For its part, the SNPL continues to stress that it is not opposed to economies in principle. Its spokesman, Christian Paris, said, "It is not the principle of making economies and tightening the budget that we do not agree with, it is the methods of carrying them out, which seem completely inequitable to us."

The unions further proposed that young pilots should pay back the cost of their training, which can amount to more than a million francs. This would, they claimed, save Air France 40 million francs a year.

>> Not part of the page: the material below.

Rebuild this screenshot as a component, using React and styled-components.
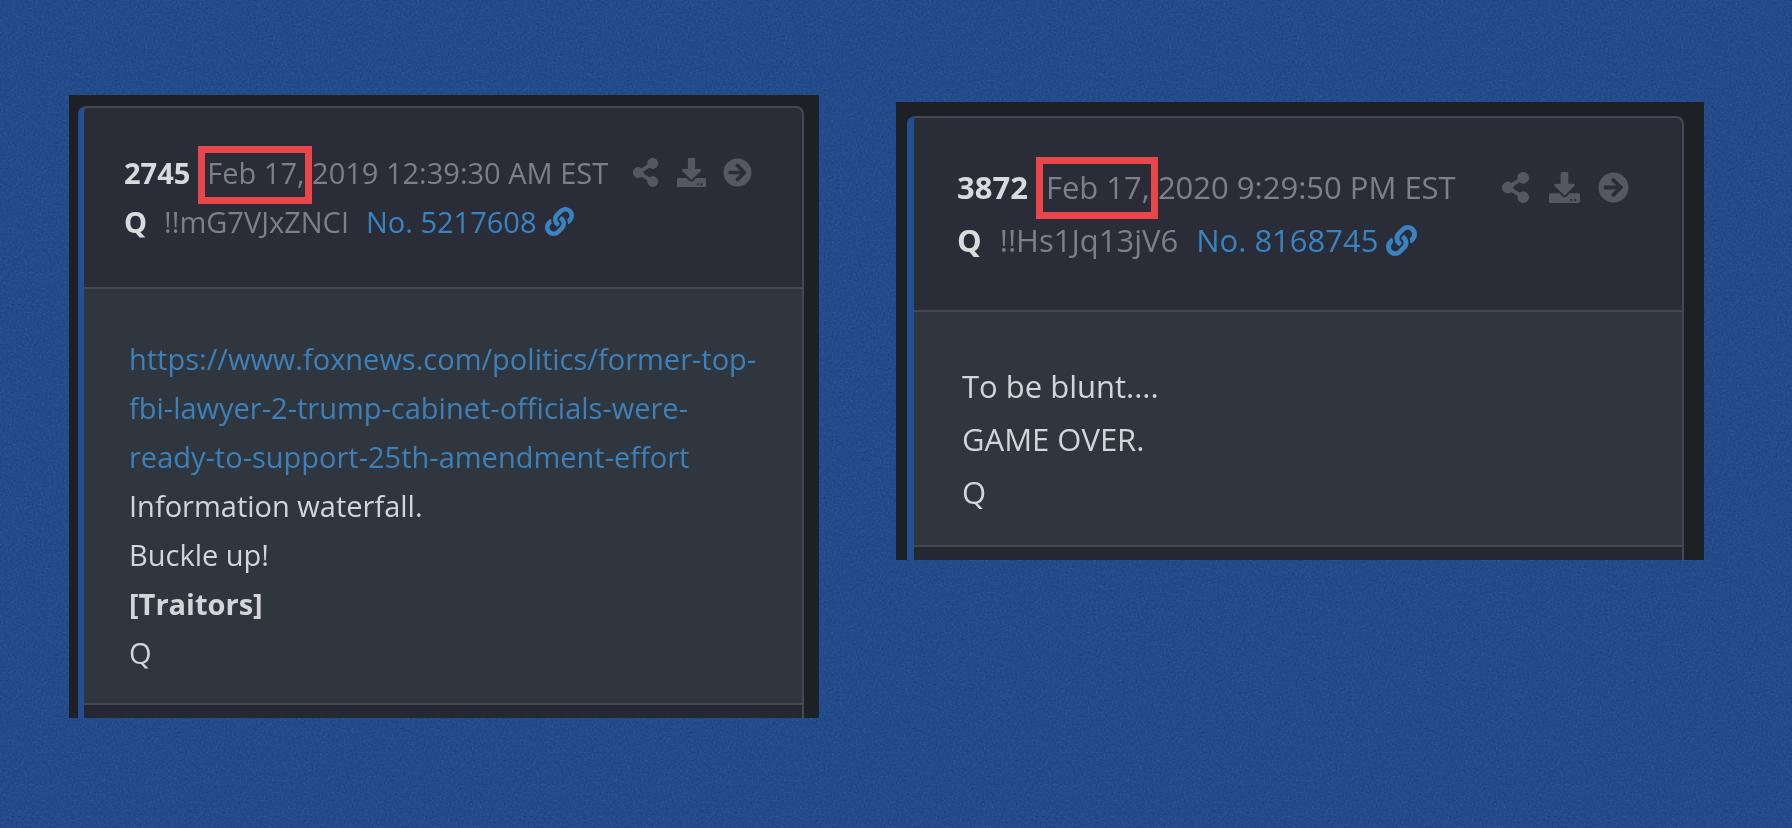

The company constantly complains that Air France pilots receive 19 percent more than pilots with British Airways and 40 percent more than Lufthansa. But this is because flight crews for both these companies accepted pay cuts some time ago as part of company restructuring. In 1992 Lufthansa pilots accepted a 24 percent pay cut as part of a move to make the German airline more competitive. Air France pilots have increased productivity by 30 percent since 1993. French pilots fly 645 hours a year, as against 597 by Lufthansa and 511 BA.

Pilots described the stress these long hours bring. "It is hell. I get up at 4 a.m. every morning and make five flights in the course of a day," said one. "It is a profession that costs one dearly," said another who regularly flies the Paris-Tokyo route. "When I return from my tour of duty, my two-year-old son does not recognise me," he added.

Air France made 1.8 billion francs profit this year.